Another reality that stands out to me about this text as really issuing into joy is that it teaches us that Jesus is a savior for all people. There’s nothing fancy about this. I mean, the angels appear, and that’s overwhelming. But as far as the actual birth of Jesus, it’s a pretty humble affair. Jesus is wrapped in these raggedy clothes, and He’s laid in a manger. He’s born to a couple of modest means. Then the angels show up in the field to these shepherds. Shepherds were a despised class in ancient Israel, their testimony was not even acceptable in a court of law. And yet, God sent His Son, the King of the universe, to be born in a humble situation like that to be witnessed by humble people like these shepherds. If you think about a human king, a human prince, they are born with fanfare, they’re born to fireworks, they’re born in wealth and splendor, but Jesus came to be a savior for all the people. He came to be a savior for you and me, He’s not a king that comes in pomp. He’s a king that comes in humility. And that means little kids like me who grew up in humility and poverty can identify with this Christ who came in rags. And so Christmas is a time of joy, it’s a time of peace between God and man, it’s a time of seeing that our God is a God who keeps His promises, and it’s a time of seeing that Christ comes to be a savior for all the people, not just the rich and the important people, but the poor and humble people.
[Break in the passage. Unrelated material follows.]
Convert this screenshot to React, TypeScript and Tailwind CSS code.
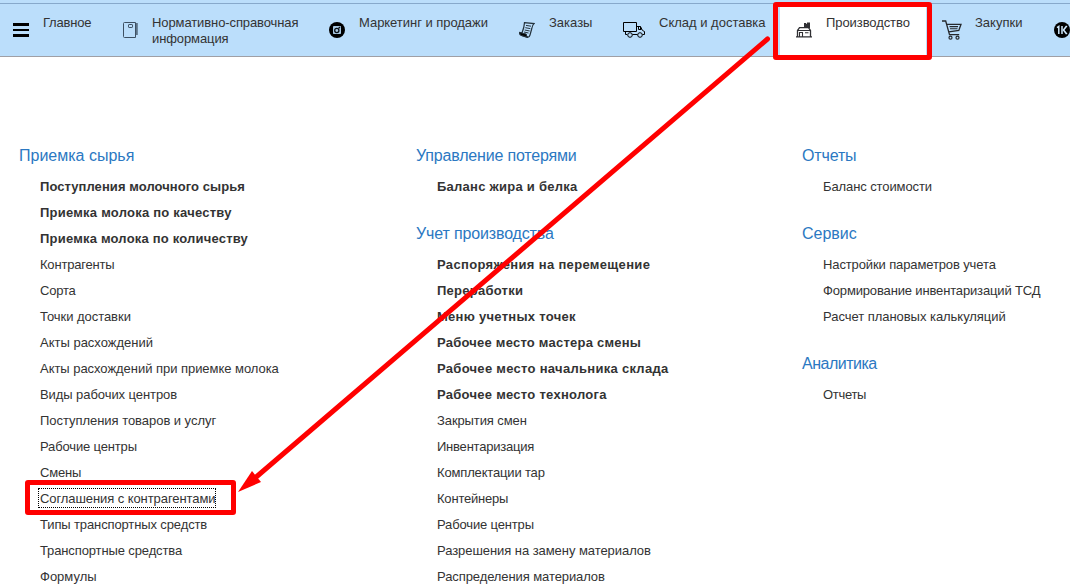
import React from 'react';

type Link = { text: string; bold?: boolean; focused?: boolean; track?: string };
type Group = { title: string; track?: string; links: Link[] };

const MenuIcon = () => (
  <svg width="16" height="16" viewBox="0 0 16 16" shapeRendering="crispEdges">
    <path d="M0 1h16v3H0zM0 7h16v2H0zM0 12h16v3H0z" fill="#000" />
  </svg>
);

const NotebookIcon = () => (
  <svg width="16" height="16" viewBox="0 0 16 16" fill="none" stroke="#3d5063">
    <path d="M.5 1.500Q.5.500 1.500.500H12.500v15H1.500Q.5 15.500.5 14.500z" />
    <rect x="5.500" y="2.500" width="4" height="3" rx=".6" />
    <path d="M13 2h1.800M13 4h1.800M13 6h1.800M13 8h1.800M13 10h1.800M13 12h1.800" strokeWidth="1.300" />
  </svg>
);

const CameraIcon = () => (
  <svg width="16" height="16" viewBox="0 0 16 16">
    <circle cx="8" cy="8" r="8" fill="#000" />
    <rect x="4" y="4" width="8" height="8" rx=".8" fill="#a9c9e3" />
    <circle cx="7.800" cy="8.500" r="2.100" fill="#a9c9e3" stroke="#0a0f14" strokeWidth="1.300" />
    <path d="M9.500 6.500 11 5" stroke="#0a0f14" strokeWidth="1.200" />
  </svg>
);

const ScrollIcon = () => (
  <svg width="16" height="16" viewBox="0 0 16 16" fill="none" stroke="#24323c">
    <path d="M5.500 .6 15 1.600Q13.400 3 12.800 6.500L11 13Q10.400 15.500 8.300 15.400L2.500 13.500Q.3 12.700.7 10.500L3 11Q5.300 5 5.500.6z" strokeWidth="1.200" />
    <path d="M.7 10.500 7.300 12.100Q7.200 14.500 9 15.300L2.500 13.500Q.3 12.700.7 10.500z" fill="#000" />
    <path d="m7 3.400 5 .8M6.300 5.700l5 .9M5.700 8l5 1M5 10l4.500 1" />
  </svg>
);

const TruckIcon = () => (
  <svg width="22" height="16" viewBox="0 0 22 16" fill="none" stroke="#000">
    <path d="M.5.500h13v9H.5zM2.500 9.500v3H4M9.500 12.500h5M13.500 4.500h4l2 4 2 1v3h-2" />
    <path d="M15.500 4.500v3h3M17.500 4.500v3" />
    <circle cx="7" cy="13" r="2.300" />
    <circle cx="17" cy="13" r="2.300" />
  </svg>
);

const FactoryIcon = () => (
  <svg width="16" height="16" viewBox="0 0 16 16" fill="none" stroke="#303034">
    <path d="M8 1h2v.7h1V.5h3V6H8z" fill="#303034" stroke="none" />
    <path d="M1.500 15V8.500L3.500 5.700h9l2 2.800V15" strokeWidth="1.300" />
    <path d="M1 8.500h14M0 14.800h16" strokeWidth="1.200" />
    <path d="M3.500 15v-4.500h3V15M9 10.700h3.500" strokeWidth="1.100" />
  </svg>
);

const CartIcon = () => (
  <svg className="-mt-0.5" width="20" height="20" viewBox="0 0 20 20" fill="none" stroke="#25282c">
    <path d="M0 1h3.700L7.500 14.700h9.700M5 4.300h14l-2.200 6.200-10 1.300" strokeWidth="1.300" />
    <path d="M7.500 6.600h8.500M8 8.800h7.500" strokeWidth="1.100" />
    <circle cx="8.500" cy="17.700" r="1.500" strokeWidth="1.200" />
    <circle cx="15.500" cy="17.700" r="1.500" strokeWidth="1.200" />
  </svg>
);

const OneKIcon = () => (
  <svg width="16" height="16" viewBox="0 0 16 16">
    <circle cx="8" cy="8" r="8" fill="#000" />
    <path d="m3 5.700 1.800-1.200V12M8 4v8" fill="none" stroke="#cfe8fc" strokeWidth="1.500" />
    <path d="M12 3.500 8.500 8l3.500 4.500 1.500-.8L10.500 8l3-3.700z" fill="#cfe8fc" />
  </svg>
);

const nav = [
  { label: ['Главное'], icon: <MenuIcon />, box: 'w-[107px] gap-[14px] pl-[13px]', track: 'tracking-[-0.2px]' },
  { label: ['Нормативно-справочная', 'информация'], icon: <NotebookIcon />, box: 'w-[206px] gap-[13px] pl-4', track: 'tracking-[-0.1px]' },
  { label: ['Маркетинг и продажи'], icon: <CameraIcon />, box: 'w-[190px] gap-[14px] pl-4', track: 'tracking-[-0.04px]' },
  { label: ['Заказы'], icon: <ScrollIcon />, box: 'w-[104px] gap-[14px] pl-4', track: '' },
  { label: ['Склад и доставка'], icon: <TruckIcon />, box: 'w-[173px] gap-[14px] pl-4', track: '' },
  { label: ['Производство'], icon: <FactoryIcon />, box: 'w-[146px] gap-[14px] bg-white pl-4', track: 'tracking-[-0.08px]' },
  { label: ['Закупки'], icon: <CartIcon />, box: 'w-[112px] gap-[13px] pl-4', track: '' },
  { label: [], icon: <OneKIcon />, box: 'w-[60px] pl-4', track: '' },
];

const columns: { box: string; groups: Group[] }[] = [
  {
    box: 'w-[397px]',
    groups: [
      {
        title: 'Приемка сырья',
        links: [
          { text: 'Поступления молочного сырья', bold: true, track: 'tracking-[0.06px]' },
          { text: 'Приемка молока по качеству', bold: true, track: 'tracking-[0.23px]' },
          { text: 'Приемка молока по количеству', bold: true, track: 'tracking-[0.2px]' },
          { text: 'Контрагенты', track: 'tracking-[-0.2px]' },
          { text: 'Сорта', track: 'tracking-[-0.2px]' },
          { text: 'Точки доставки', track: 'tracking-[-0.04px]' },
          { text: 'Акты расхождений' },
          { text: 'Акты расхождений при приемке молока', track: 'tracking-[-0.04px]' },
          { text: 'Виды рабочих центров', track: 'tracking-[-0.07px]' },
          { text: 'Поступления товаров и услуг', track: 'tracking-[-0.04px]' },
          { text: 'Рабочие центры', track: 'tracking-[-0.15px]' },
          { text: 'Смены', track: 'tracking-[-0.2px]' },
          { text: 'Соглашения с контрагентами', focused: true, track: 'tracking-[-0.08px]' },
          { text: 'Типы транспортных средств', track: 'tracking-[-0.12px]' },
          { text: 'Транспортные средства', track: 'tracking-[-0.12px]' },
          { text: 'Формулы' },
        ],
      },
    ],
  },
  {
    box: 'w-[386px]',
    groups: [
      {
        title: 'Управление потерями',
        track: 'tracking-[-0.18px]',
        links: [{ text: 'Баланс жира и белка', bold: true, track: 'tracking-[0.26px]' }],
      },
      {
        title: 'Учет производства',
        track: 'tracking-[-0.14px]',
        links: [
          { text: 'Распоряжения на перемещение', bold: true, track: 'tracking-[0.33px]' },
          { text: 'Переработки', bold: true, track: 'tracking-[0.25px]' },
          { text: 'Меню учетных точек', bold: true, track: 'tracking-[0.28px]' },
          { text: 'Рабочее место мастера смены', bold: true, track: 'tracking-[0.23px]' },
          { text: 'Рабочее место начальника склада', bold: true, track: 'tracking-[0.29px]' },
          { text: 'Рабочее место технолога', bold: true, track: 'tracking-[0.27px]' },
          { text: 'Закрытия смен', track: 'tracking-[-0.1px]' },
          { text: 'Инвентаризация', track: 'tracking-[-0.22px]' },
          { text: 'Комплектации тар', track: 'tracking-[-0.16px]' },
          { text: 'Контейнеры', track: 'tracking-[-0.2px]' },
          { text: 'Рабочие центры', track: 'tracking-[-0.15px]' },
          { text: 'Разрешения на замену материалов', track: 'tracking-[-0.06px]' },
          { text: 'Распределения материалов', track: 'tracking-[-0.09px]' },
        ],
      },
    ],
  },
  {
    box: 'w-[268px]',
    groups: [
      {
        title: 'Отчеты',
        track: 'tracking-[-0.15px]',
        links: [{ text: 'Баланс стоимости', track: 'tracking-[-0.1px]' }],
      },
      {
        title: 'Сервис',
        links: [
          { text: 'Настройки параметров учета', track: 'tracking-[-0.12px]' },
          { text: 'Формирование инвентаризаций ТСД', track: 'tracking-[-0.15px]' },
          { text: 'Расчет плановых калькуляций', track: 'tracking-[-0.04px]' },
        ],
      },
      {
        title: 'Аналитика',
        track: 'tracking-[-0.5px]',
        links: [{ text: 'Отчеты', track: 'tracking-[-0.3px]' }],
      },
    ],
  },
];

export default function App() {
  return (
    <div className="relative flex h-[586px] w-[1070px] flex-col overflow-hidden bg-white font-['Liberation_Sans',Arial,sans-serif] text-[13px] text-[#333]">
      <header className="flex h-[57px] shrink-0 flex-col border-b border-[#9f9fa5] bg-[#bbdefb]">
        <div className="h-1 shrink-0 border-b border-[#87a9cb]" />
        <nav className="flex h-[52px]">
          {nav.map((item, i) => (
            <a key={i} className={`flex shrink-0 ${item.box}`}>
              <span className="mt-[18px] shrink-0">{item.icon}</span>
              <span className="mt-[11px] leading-4 whitespace-nowrap">
                {item.label.map((line) => (
                  <span key={line} className={`block ${item.track}`}>{line}</span>
                ))}
              </span>
            </a>
          ))}
        </nav>
      </header>

      <main className="flex pt-[86px] pl-[19px]">
        {columns.map((col, i) => (
          <div key={i} className={`flex shrink-0 flex-col gap-[21px] ${col.box}`}>
            {col.groups.map((group) => (
              <section key={group.title}>
                <h2 className={`h-[31px] text-base leading-[26px] text-[#2b78c2] ${group.track ?? ''}`}>{group.title}</h2>
                <ul className="flex flex-col pl-[21px]">
                  {group.links.map((link) => (
                    <li key={link.text} className="flex h-[26px] items-center whitespace-nowrap">
                      <a
                        className={`${link.bold ? 'font-bold' : ''} ${link.track ?? ''} ${
                          link.focused
                            ? 'mb-0.5 -ml-px pt-0.5 pl-px leading-4 outline-1 outline-dotted outline-black'
                            : 'leading-[18px]'
                        }`}
                      >
                        {link.text}
                      </a>
                    </li>
                  ))}
                </ul>
              </section>
            ))}
          </div>
        ))}
      </main>

      <div className="absolute top-[2px] left-[773px] h-[58px] w-[159px] rounded-[3px] border-[5px] border-[#f00]" />
      <div className="absolute top-[480px] left-[25px] h-[35px] w-[211px] rounded-[3px] border-[5px] border-[#f00]" />
      <svg className="absolute top-0 left-0" width="1070" height="586" viewBox="0 0 1070 586">
        <path d="M767.500 39 255 478" stroke="#f00" strokeWidth="5" strokeLinecap="round" />
        <path d="m238 492 14-21 9 11z" fill="#f00" />
      </svg>
    </div>
  );
}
There’s a very important lesson in this. If we are going to look at our experience of Christmas—to the memories that we have —then we’ll always have a reason to be at least a little bit sad at Christmas. But when we remember what Christmas is really about, when we reflect on that very first Christmas, we will know that it is a reality that defines our reality. The joy that issues there overflows into our lives and brings us joy no matter the despair that we’ve experienced in the past. And so I want to say on behalf of all of us here at ACBC, regardless of the situations that you’re facing this Christmas, regardless of the situations that you faced in Christmases in the past, we want you to know that Jesus Christ has come in the flesh. We celebrate His birth at this time of the year, and we are happy to say Merry Christmas to you.